States like Alabama, Wyoming, South Carolina, and Mississippi currently have no comprehensive consumer privacy legislation on the books. Residents of these states depend almost entirely on federal sectoral laws and whatever voluntary privacy policies individual companies choose to publish.
What You Can Do Right Now
Regardless of where you live, there are practical steps you can take to exercise the rights you do hold and reduce your exposure where legal protections fall short.
If you live in a state with a comprehensive privacy law:
- Submit data access requests to companies you suspect hold significant information about you. Most covered businesses are required to respond within 45 days.
- Opt out of the sale of your personal data. Many companies offer a "Do Not Sell or Share My Personal Information" link, often buried in the footer of their websites. Use it.
- Request deletion of your data from companies you no longer do business with. Be aware that certain exemptions apply — companies may retain data needed for legal compliance or to complete a transaction.
- File a complaint with your state's attorney general or dedicated privacy agency if a company fails to honor your request.
If you live in a state without comprehensive protections:
- Use the Global Privacy Control (GPC) browser signal, a technical standard that automatically communicates opt-out preferences to websites that recognize it. California and Colorado law require covered businesses to honor GPC signals, and many companies apply the preference nationally.
- Limit the permissions you grant to mobile apps. Revoke access to location, contacts, and microphone for any app that does not genuinely require them.
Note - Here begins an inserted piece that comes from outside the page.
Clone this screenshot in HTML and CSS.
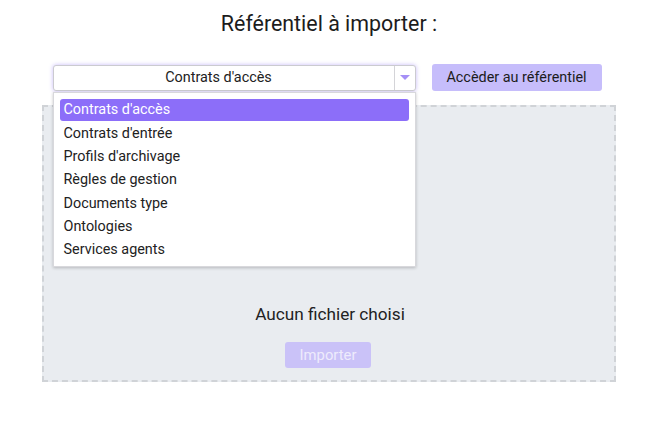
FILE: index.html
```html
<!DOCTYPE html>
<html lang="fr">
<head>
<meta charset="utf-8">
<link rel="stylesheet" href="styles.css">
</head>
<body>
<div class="page">
  <h1 class="title">Référentiel à importer :</h1>
  <div class="toolbar">
    <div class="select-wrap">
      <div class="select">
        <span class="select-value">Contrats d'accès</span>
        <span class="select-arrow"><span class="tri"></span></span>
      </div>
      <ul class="menu">
        <li class="item active">Contrats d'accès</li>
        <li class="item">Contrats d'entrée</li>
        <li class="item">Profils d'archivage</li>
        <li class="item">Règles de gestion</li>
        <li class="item">Documents type</li>
        <li class="item">Ontologies</li>
        <li class="item">Services agents</li>
      </ul>
    </div>
    <button class="btn-access">Accèder au référentiel</button>
  </div>
  <div class="dropzone">
    <div class="file-name">Aucun fichier choisi</div>
    <button class="btn-import">Importer</button>
  </div>
</div>
</body>
</html>
```
FILE: styles.css
```css
* { box-sizing: border-box; }
html, body { margin: 0; padding: 0; background: #fff; }
body { font-family: Roboto, "Liberation Sans", sans-serif; color: #222; }
.page { width: 654px; height: 427px; padding-top: 12px; }
.title { margin: 0; text-align: center; font-size: 21.4px; font-weight: 400; line-height: 24px; color: #1c1c1c; padding-left: 4px; }
.toolbar { display: flex; align-items: center; justify-content: center; gap: 16px; margin-top: 28px; }
.select-wrap { position: relative; width: 363px; }
.select { height: 26px; display: flex; border: 1px solid #cbcbd0; border-radius: 3px; background: #fff; box-shadow: 0 0 4px rgba(130, 100, 245, 0.45); }
.select-value { flex: 1; text-align: center; font-size: 14.4px; line-height: 24px; color: #222; padding-right: 10px; }
.select-arrow { width: 21px; border-left: 1px solid #d4d4d8; display: flex; align-items: center; justify-content: center; }
.tri { width: 0; height: 0; border-left: 5px solid transparent; border-right: 5px solid transparent; border-top: 5px solid #a58ff6; margin-left: 1px; }
.menu { position: absolute; top: 27px; left: 0; right: 0; margin: 0; list-style: none; padding: 6px 6px 4px; background: #fff; border: 1px solid #d8d8dc; box-shadow: 0 1px 3px rgba(0,0,0,0.22); z-index: 2; }
.item { height: 23.3px; line-height: 23.3px; font-size: 14.4px; padding-left: 4px; color: #222; }
.item.active { background: #8c6ef9; color: #fff; border-radius: 3px; height: 22.3px; line-height: 22.3px; margin-bottom: 1px; }
.btn-access { width: 170px; height: 27px; border: none; border-radius: 3px; background: #c6bdfb; font-family: Roboto, "Liberation Sans", sans-serif; font-size: 14.4px; color: #1c1c1c; padding: 0; }
.dropzone { margin: 14px 0 0 42px; width: 574px; height: 277px; background: #e9ecf0; border: 2px dashed #d0d3d7; display: flex; flex-direction: column; align-items: center; padding-top: 197px; }
.file-name { font-size: 17.2px; line-height: 20px; color: #222; padding-left: 2px; }
.btn-import { margin-top: 18px; width: 86px; height: 26px; border: none; border-radius: 3px; background: #cac2f8; color: #eeebfc; font-family: Roboto, "Liberation Sans", sans-serif; font-size: 14.8px; padding: 0; margin-right: 2px; }
```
- Regularly review the privacy dashboards offered by major platforms — Google, Meta, Apple, and Microsoft all provide centralized tools for reviewing and deleting data associated with your accounts.
- Consider using a reputable data broker opt-out service, or manually submit removal requests to the largest data brokers, including Acxiom, LexisNexis, and Spokeo, which maintain opt-out processes regardless of state law.
The Road Ahead
Momentum toward a federal privacy standard has been building for years, with the American Privacy Rights Act (APRA) advancing further through Congress in 2024 than any previous proposal. Whether it ultimately becomes law — and what form it takes — remains uncertain. What is clear is that the current patchwork creates compliance burdens for businesses and confusion for consumers in roughly equal measure.
Until a national standard emerges, your privacy rights in America are, in a very real sense, a function of your zip code. Knowing what protections you hold — and actively using them — is the most direct line of defense available to you right now.